Non-overlapped implantation (NOI) MOSFET synapse and its implementation on supervised neural network

Abstract

In this work, we have demonstrated the supervised learning in a silicon-based neural chip applied in pattern recognition. Each synapse in the neural circuit was implemented using analog non-overlapped implantation (NOI) MOSFET. This is a non-volatile memory (NVM) device capable to be implemented in an artificial neural network hardware under a supervised learning algorithm. The NOI synapse is fabricated using a 0.25μm CMOS process but with the lightly doped drain (LDD) implantation omitted. The gate voltage of the NOI synapse serves as the neural input signal.

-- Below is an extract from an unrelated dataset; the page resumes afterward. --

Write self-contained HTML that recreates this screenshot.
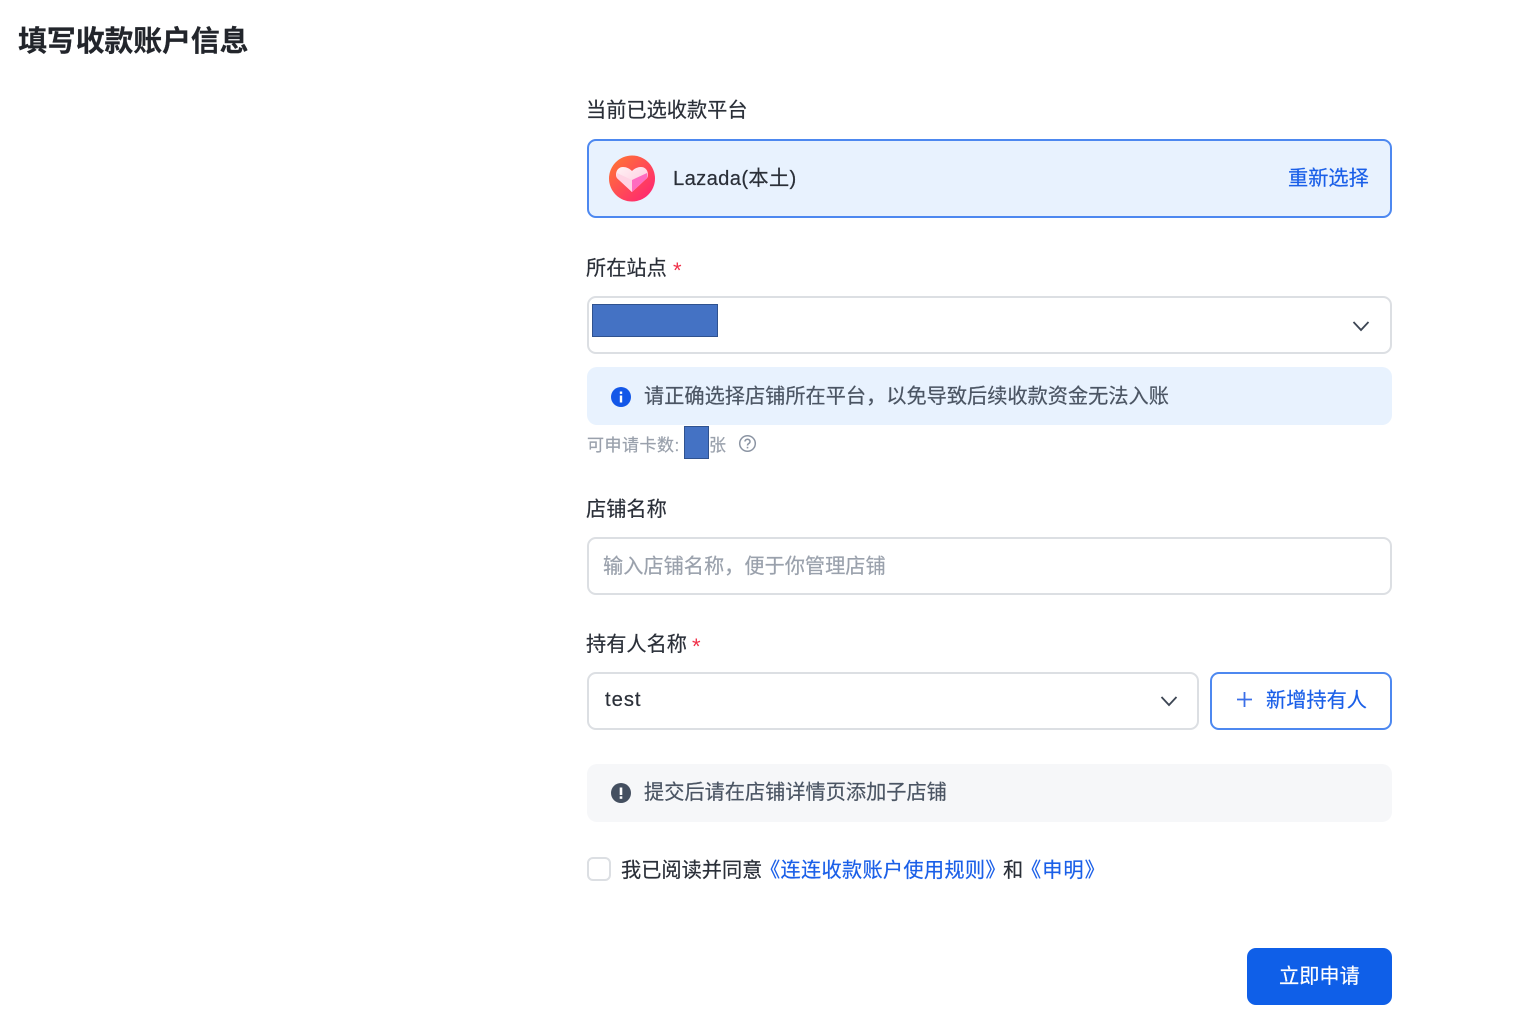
<!DOCTYPE html>
<html lang="zh"><head><meta charset="utf-8"><style>
html,body{margin:0;padding:0;background:#fff}
body{width:1537px;height:1013px;position:relative;overflow:hidden;font-family:"Liberation Sans","Noto Sans CJK SC",sans-serif;color:#2a2f38}
#w{position:absolute;left:0;top:0;width:1537px;height:1013px;filter:blur(.35px)}
.t{position:absolute;white-space:nowrap;line-height:28px;font-size:20.2px;-webkit-text-stroke:.2px currentColor}
.b{position:absolute;box-sizing:border-box;border-radius:9px}
.bl{color:#1a5fe8}
.r{position:absolute;color:#f03048;font-size:22px;line-height:22px}
.red{position:absolute;box-sizing:border-box;background:#4472c4;border:1.500px solid #2f528f}
svg{position:absolute}
</style></head><body><div id="w">
<div class="t" style="left:18px;top:25px;font-size:29px;line-height:34px;font-weight:700;color:#22252b;letter-spacing:-.2px">填写收款账户信息</div>
<div class="t" style="left:586px;top:97px">当前已选收款平台</div>
<div class="b" style="left:587px;top:139px;width:804.500px;height:79px;background:#e8f2fe;border:2px solid #4d88f0"></div>
<svg style="left:609px;top:155px" width="46" height="47" viewBox="0 0 46 47"><defs><linearGradient id="g" x1="0" y1="0" x2="1" y2="1"><stop offset="0" stop-color="#ff7a30"/><stop offset="1" stop-color="#ff1f78"/></linearGradient><linearGradient id="h" x1="0" y1="0" x2="1" y2="1"><stop offset="0" stop-color="#fff2f4"/><stop offset="1" stop-color="#ffc4dc"/></linearGradient></defs><circle cx="23" cy="23.500" r="23" fill="url(#g)"/><path d="M7 20c0-5 3-8 7-8 3.500 0 6.500 1.500 9 4 2.500-2.500 5.500-4 9-4 4 0 7 3 7 8 0 2-1 3.500-2.500 4.500L23 37 9.500 24.500C8 23.500 7 22 7 20z" fill="url(#h)"/><path d="M23 25l15-7c1 3 0 5.500-1.500 6.500L23 37z" fill="#ff6cc0"/><path d="M23 25L8 18c-1 3 0 5.500 1.500 6.500L23 37z" fill="#ffd4e4"/></svg>
<div class="t" style="left:673px;top:165px;letter-spacing:.35px">Lazada(本土)</div>
<div class="t bl" style="left:1288px;top:165px">重新选择</div>
<div class="t" style="left:586px;top:255px">所在站点</div>
<div class="r" style="left:673px;top:260px">*</div>
<div class="b" style="left:587px;top:296px;width:804.500px;height:58px;border:2px solid #dcdfe3"></div>
<div class="red" style="left:592px;top:304px;width:126px;height:33px"></div>
<svg style="left:1352px;top:320px" width="18" height="12" viewBox="0 0 18 12"><path d="M1.500 2l7.500 8 7.500-8" fill="none" stroke="#3d4654" stroke-width="1.800"/></svg>
<div class="b" style="left:587px;top:367px;width:804.500px;height:58px;background:#e8f2fe;border-radius:10px"></div>
<svg style="left:611px;top:387px" width="20" height="20" viewBox="0 0 20 20"><circle cx="10" cy="10" r="10" fill="#1357e8"/><rect x="8.800" y="8.500" width="2.400" height="7" fill="#fff"/><rect x="8.800" y="4.500" width="2.400" height="2.400" fill="#fff"/></svg>
<div class="t" style="left:644px;top:383px;color:#4b5563">请正确选择店铺所在平台，以免导致后续收款资金无法入账</div>
<div class="t" style="left:587px;top:432px;font-size:17px;color:#9aa1ac;letter-spacing:.5px">可申请卡数:</div>
<div class="t" style="left:709px;top:432px;font-size:17px;color:#9aa1ac">张</div>
<div class="red" style="left:684px;top:426px;width:25px;height:33px"></div>
<svg style="left:738px;top:434px" width="19" height="19" viewBox="0 0 19 19"><circle cx="9.500" cy="9.500" r="7.800" fill="none" stroke="#8b94a3" stroke-width="1.500"/><path d="M7 7.500a2.500 2.300 0 1 1 3.800 2c-.9.500-1.300 1-1.300 2" fill="none" stroke="#8b94a3" stroke-width="1.500"/><rect x="8.700" y="12.800" width="1.600" height="1.600" fill="#8b94a3"/></svg>
<div class="t" style="left:586px;top:496px">店铺名称</div>
<div class="b" style="left:587px;top:537px;width:804.500px;height:58px;border:2px solid #dcdfe3"></div>
<div class="t" style="left:603px;top:553px;color:#9aa1ac">输入店铺名称，便于你管理店铺</div>
<div class="t" style="left:586px;top:631px">持有人名称</div>
<div class="r" style="left:692px;top:636px">*</div>
<div class="b" style="left:587px;top:672px;width:611.500px;height:58px;border:2px solid #dcdfe3"></div>
<div class="t" style="left:605px;top:686px;letter-spacing:1px">test</div>
<svg style="left:1160px;top:695px" width="18" height="12" viewBox="0 0 18 12"><path d="M1.500 2l7.500 8 7.500-8" fill="none" stroke="#3d4654" stroke-width="1.800"/></svg>
<div class="b" style="left:1210px;top:672px;width:181.500px;height:58px;border:2px solid #4d88f0"></div>
<svg style="left:1236px;top:691px" width="17" height="17" viewBox="0 0 17 17"><path d="M8.500 1v15M1 8.500h15" stroke="#3b6fe8" stroke-width="1.800" fill="none"/></svg>
<div class="t bl" style="left:1266px;top:687px">新增持有人</div>
<div class="b" style="left:587px;top:764px;width:804.500px;height:58px;background:#f6f7f9;border-radius:10px"></div>
<svg style="left:611px;top:783px" width="20" height="20" viewBox="0 0 20 20"><circle cx="10" cy="10" r="10" fill="#444f60"/><rect x="8.700" y="4.500" width="2.600" height="7.500" fill="#fff"/><rect x="8.700" y="13.300" width="2.600" height="2.500" fill="#fff"/></svg>
<div class="t" style="left:644px;top:779px;color:#4b5563">提交后请在店铺详情页添加子店铺</div>
<div class="b" style="left:587px;top:857px;width:23.500px;height:24px;border:2px solid #dcdfe3;border-radius:6px"></div>
<div class="t" style="left:621px;top:857px">我已阅读并同意</div>
<div class="t bl" style="left:760px;top:857px;letter-spacing:.3px">《连连收款账户使用规则》</div>
<div class="t" style="left:1003px;top:857px">和</div>
<div class="t bl" style="left:1021px;top:857px;letter-spacing:1px">《申明》</div>
<div class="b" style="left:1247px;top:948px;width:144.500px;height:57px;background:#0f5fe8"></div>
<div class="t" style="left:1279px;top:963px;color:#fff">立即申请</div>
</div></body></html>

Its weight depends upon the changes in the threshold voltage due to trapped charges in the NOI synapse. The channel current represents the synapse output defined as the product of the stored weight and the applied input. The learning rate (η) is influenced by different proportions of the stress time. The NOI synapse plasticity was demonstrated using a 4×3 neural array for perceptron application. Six input patterns were used for the learning algorithm in these NOI synapses. During the training process, the output signals were supervised and compared to the target by updating NOI synapse weights until the system converges. The experimental results from the silicon chips have proven that NOI synapse has the potential in the development of a high density neural network hardware.